Mon admiration pour ce grand historien n’a fait qu’augmenter avec les années, et je me suis toujours réjoui de la moindre rencontre de ses idées et des miennes. Il a découvert qu’on n’est jamais aussi transcendantalement humain que lorsqu’on est complètement façonné par son milieu. On n’atteint à l’universel qu’en passant par la patrie.

Historien dont le patriotisme incandescent n’a jamais ébloui l’objectivité, le Chanoine Groulx n’a peut-être commis qu’une erreur historique : celle de qualifier de dernier l’ouvrage dont nous saluons la parution.
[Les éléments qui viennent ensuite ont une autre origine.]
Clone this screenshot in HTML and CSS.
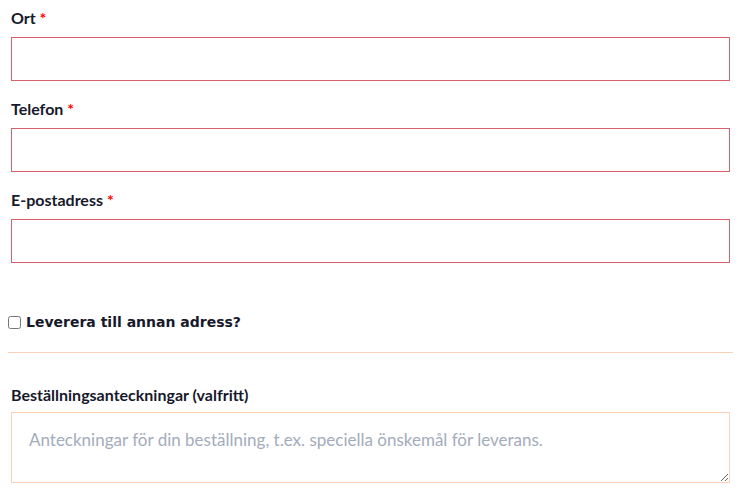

J’espère que le titre si caractéristiquement jeune qu’a choisi le Chanoine Groulx lui sera personnellement prophétique et que nous pourrons tous compter sur lui. Le seul renoncement que je lui demande, c’est de « renoncer à renoncer à écrire ».

Cordialement à vous,
Jean Lesage

Le plus surpris en l’affaire fut bien le destinataire de cette lettre. Je n’avais jamais vu ni même entrevu M. Lesage. Tout au plus, mon ami Maxime Raymond, au temps de sa députation à Ottawa, m’avait-il quelquefois parlé de ce jeune Lesage, travailleur, qui faisait excellente figure au parlement fédéral. Ah ! mon cher ami Raymond, quel étonnement n’eût pas été le vôtre à la lecture de cette lettre ? Enfin, après tant de méfiances, tant de dénonciations de mon nationalisme, le monde politique accordait son absolution au brandon de discorde, à celui-là qu’on avait toujours représenté aux Anglo-Canadiens comme un farouche anglophobe. Longtemps, ce soir-là, rentré à l’Hôtel-Dieu, la tête collée à mon oreiller, je réfléchis aux retournements des choses ici-bas et à l’évolution de l’esprit des hommes.